Thomas Malthus was very good at appealing to the intuition of his readers. He paints a gripping “Weltbild” (world picture) of how things work. It has a few building blocks that you can easily handle with sloppy thinking: People always have lots of children. It cannot be stopped. Since there is only so much food, they rather sooner than later end up in a famine. Something brutal just has to stop them. There are only so many slots: One person can only be there because another is not. Some just have to die. There is a continual “war of extermination” (his own words!).

Malthus rams this worldview in right at the start. He asks you over and over to believe him, presents it all as a foregone conclusion that only a fool could doubt or someone who is too weak to face reality. And once you have absorbed this worldview, you only need some confirmation. “Look, there were famines in the past. That proves it!” But then there are many reasons other than maximum population why a famine may occur. At best, famines do not contradict the Malthusian argument. They don’t prove it. But once you know intuitively that human populations are always at the brink of starvation it can sail throught as proof definitive.

The Romantics and other critics of the Enlightenment, including Malthus to some extent, had a good point that Enlightenment thinkers ignored intuitive thinking and focused only on rational thought.
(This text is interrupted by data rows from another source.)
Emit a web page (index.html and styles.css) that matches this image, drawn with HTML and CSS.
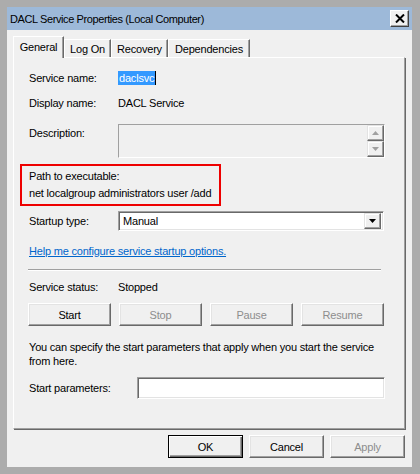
FILE: index.html
```html
<!DOCTYPE html>
<html>
<head>
<meta charset="utf-8">
<title>DACL Service Properties</title>
<link rel="stylesheet" href="styles.css">
</head>
<body>
<div class="window">
  <div class="titlebar">
    <span class="title">DACL Service Properties (Local Computer)</span>
    <span class="close"><svg width="10" height="9" viewBox="0 0 10 9"><path d="M1 0.5 L9 8.5 M9 0.5 L1 8.5" stroke="#000" stroke-width="2" fill="none"/></svg></span>
  </div>
  <div class="client">
    <div class="tabs">
      <div class="tab active t-general">General</div>
      <div class="tab t-logon">Log On</div>
      <div class="tab t-recovery">Recovery</div>
      <div class="tab t-deps">Dependencies</div>
    </div>
    <div class="page">
      <div class="row r-name">
        <span class="lbl">Service name:</span>
        <span class="sel">daclsvc</span>
      </div>
      <div class="row r-display">
        <span class="lbl">Display name:</span>
        <span>DACL Service</span>
      </div>
      <div class="row r-desc">
        <span class="lbl desc-lbl">Description:</span>
        <div class="descbox">
          <div class="spin">
            <span class="sbtn"><svg width="7" height="4" viewBox="0 0 7 4"><path d="M3.5 0 L7 4 L0 4 Z" fill="#a0a0a0"/></svg></span>
            <span class="sbtn"><svg width="7" height="4" viewBox="0 0 7 4"><path d="M0 0 L7 0 L3.5 4 Z" fill="#a0a0a0"/></svg></span>
          </div>
        </div>
      </div>
      <div class="redbox">
        <div>Path to executable:</div>
        <div>net localgroup administrators user /add</div>
      </div>
      <div class="row r-startup">
        <span class="lbl">Startup type:</span>
        <div class="combo">
          <span class="combo-text">Manual</span>
          <span class="combo-btn"><svg width="7" height="4" viewBox="0 0 7 4"><path d="M0 0 L7 0 L3.5 4 Z" fill="#000"/></svg></span>
        </div>
      </div>
      <div class="link">Help me configure service startup options.</div>
      <div class="sep"></div>
      <div class="row r-status">
        <span class="lbl">Service status:</span>
        <span>Stopped</span>
      </div>
      <div class="svc-btns">
        <span class="btn">Start</span>
        <span class="btn disabled">Stop</span>
        <span class="btn disabled">Pause</span>
        <span class="btn disabled">Resume</span>
      </div>
      <p class="para">You can specify the start parameters that apply when you start the service from here.</p>
      <div class="row r-params">
        <span class="lbl lbl-wide">Start parameters:</span>
        <div class="edit"></div>
      </div>
    </div>
    <div class="actions">
      <span class="btn dlg default">OK</span>
      <span class="btn dlg">Cancel</span>
      <span class="btn dlg disabled">Apply</span>
    </div>
  </div>
</div>
</body>
</html>
```

FILE: styles.css
```css
* { box-sizing: border-box; }
html, body { margin: 0; padding: 0; }
body {
  width: 420px;
  height: 474px;
  overflow: hidden;
  background: #acacac;
  font-family: "Liberation Sans", Arial, sans-serif;
  font-size: 11px;
  letter-spacing: -0.2px;
  color: #000;
}
.window {
  width: 420px;
  height: 474px;
  padding: 7px 8px 7px 7px;
  background: #acacac;
  display: flex;
  flex-direction: column;
}
.titlebar {
  height: 23px;
  flex: none;
  background: #9db9d9;
  display: flex;
  align-items: center;
  justify-content: space-between;
  padding: 0 3px 0 3px;
}
.title {
  font-size: 11px;
  letter-spacing: -0.4px;
}
.close {
  width: 19px;
  height: 17px;
  background: #f0f0f0;
  border: 1px solid;
  border-color: #fff #404040 #404040 #fff;
  box-shadow: inset -1px -1px 0 #a0a0a0;
  display: flex;
  align-items: center;
  justify-content: center;
}
.client {
  flex: 1;
  background: #f0f0f0;
  padding: 6px 7px 0 6px;
  display: flex;
  flex-direction: column;
}
.tabs {
  display: flex;
  align-items: flex-end;
  height: 21px;
  flex: none;
}
.tab {
  height: 18px;
  display: flex;
  align-items: center;
  justify-content: center;
  border: 1px solid;
  border-bottom: none;
  border-color: #fff #696969 transparent #fff;
  box-shadow: inset -1px 0 0 #a0a0a0;
  background: #f0f0f0;
}
.tab.active {
  height: 22px;
  margin-bottom: -1px;
  position: relative;
  z-index: 1;
  padding-bottom: 2px;
}
.t-general { width: 51px; }
.t-logon { width: 47px; }
.t-recovery { width: 57px; }
.t-deps { width: 82px; }
.page {
  height: 372px;
  flex: none;
  border: 1px solid;
  border-color: #fff #a0a0a0 #a0a0a0 #fff;
  box-shadow: 1px 1px 0 #696969;
  padding: 12px 20px 0 15px;
  display: flex;
  flex-direction: column;
}
.row {
  display: flex;
  align-items: center;
}
.lbl {
  width: 89px;
  flex: none;
}
.lbl-wide { width: 108px; }
.r-name { height: 16px; }
.sel {
  background: #3399ff;
  color: #fff;
  padding: 1px 1px 1px 1px;
  border-right: 1px solid #000;
}
.r-display { height: 16px; margin-top: 9px; }
.r-desc { height: 34px; margin-top: 13px; align-items: flex-start; }
.desc-lbl { padding-top: 2px; line-height: 14px; }
.descbox {
  width: 267px;
  height: 34px;
  flex: none;
  background: #f0f0f0;
  border: 1px solid;
  border-color: #a0a0a0 #fff #fff #a0a0a0;
  display: flex;
  justify-content: flex-end;
}
.spin {
  display: flex;
  flex-direction: column;
}
.sbtn {
  width: 17px;
  height: 16px;
  background: #f0f0f0;
  border: 1px solid;
  border-color: #e3e3e3 #696969 #696969 #e3e3e3;
  box-shadow: inset -1px -1px 0 #a0a0a0, inset 1px 1px 0 #fff;
  display: flex;
  align-items: center;
  justify-content: center;
}
.redbox {
  margin-top: 6px;
  margin-left: -9px;
  width: 201px;
  border: 2px solid #ee0000;
  padding: 2px 0 2px 7px;
  line-height: 17px;
}
.r-startup { height: 20px; margin-top: 5px; }
.combo {
  width: 266px;
  height: 20px;
  flex: none;
  background: #fff;
  border: 1px solid;
  border-color: #a0a0a0 #fff #fff #a0a0a0;
  box-shadow: inset 1px 1px 0 #696969, inset -1px -1px 0 #e3e3e3;
  display: flex;
  align-items: center;
  justify-content: space-between;
  padding: 0 2px 0 4px;
}
.combo-btn {
  width: 17px;
  height: 16px;
  background: #f0f0f0;
  border: 1px solid;
  border-color: #e3e3e3 #696969 #696969 #e3e3e3;
  box-shadow: inset -1px -1px 0 #a0a0a0, inset 1px 1px 0 #fff;
  display: flex;
  align-items: center;
  justify-content: center;
}
.link {
  margin-top: 13px;
  line-height: 14px;
  color: #0066cc;
  text-decoration: underline;
}
.sep {
  margin-top: 11px;
  margin-left: -1px;
  width: 353px;
  height: 2px;
  border-top: 1px solid #a0a0a0;
  border-bottom: 1px solid #fff;
}
.r-status { height: 14px; margin-top: 9px; }
.svc-btns {
  margin-top: 9px;
  margin-left: -1px;
  width: 356px;
  height: 23px;
  display: flex;
  justify-content: space-between;
}
.btn {
  width: 83px;
  height: 23px;
  display: flex;
  align-items: center;
  justify-content: center;
  background: #f0f0f0;
  border: 1px solid;
  border-color: #fff #696969 #696969 #fff;
  box-shadow: inset -1px -1px 0 #a0a0a0, inset 1px 1px 0 #e3e3e3;
}
.btn.disabled { color: #8d8d8d; }
.para {
  margin: 14px 0 0 0;
  line-height: 14px;
}
.r-params { height: 22px; margin-top: 9px; }
.edit {
  width: 248px;
  height: 22px;
  flex: none;
  background: #fff;
  border: 1px solid;
  border-color: #a0a0a0 #fff #fff #a0a0a0;
  box-shadow: inset 1px 1px 0 #696969, inset -1px -1px 0 #e3e3e3;
}
.actions {
  margin-top: 6px;
  display: flex;
  justify-content: flex-end;
  gap: 6px;
}
.btn.dlg { width: 75px; }
.btn.default {
  border-color: #000;
  box-shadow: inset 1px 1px 0 #fff, inset -1px -1px 0 #696969, inset -2px -2px 0 #a0a0a0;
}
```
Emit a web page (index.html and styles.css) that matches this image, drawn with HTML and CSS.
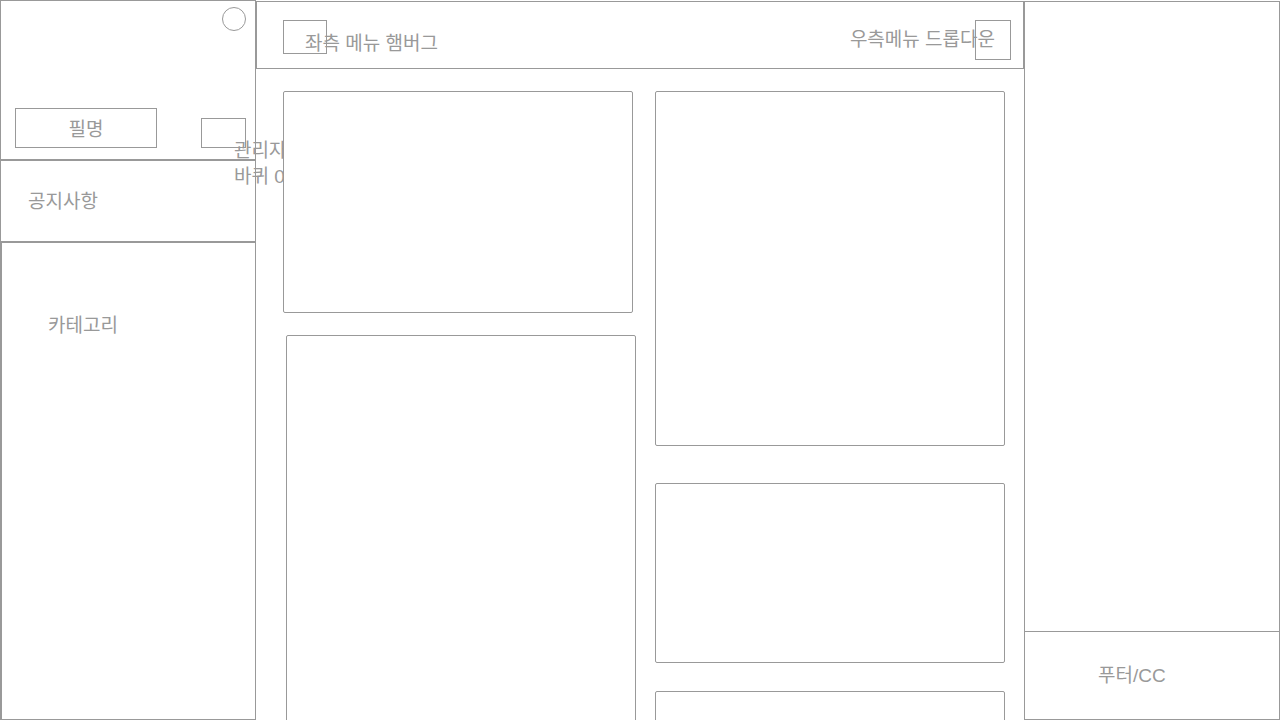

That was their serious shortcoming. Most of what they have to say remains shallow for that reason. But then this insight can help your reason to get this right. You don’t have to fall for the judgment call whether intuition is better than rational thought, and conclude that it is. You only have to be aware that you will not have an immediate effect just because you make a stringent argument that appeals to someone’s reason. Sometimes it works when people start to build it into their worldviews which then realign in more rational ways, but often it doesn’t.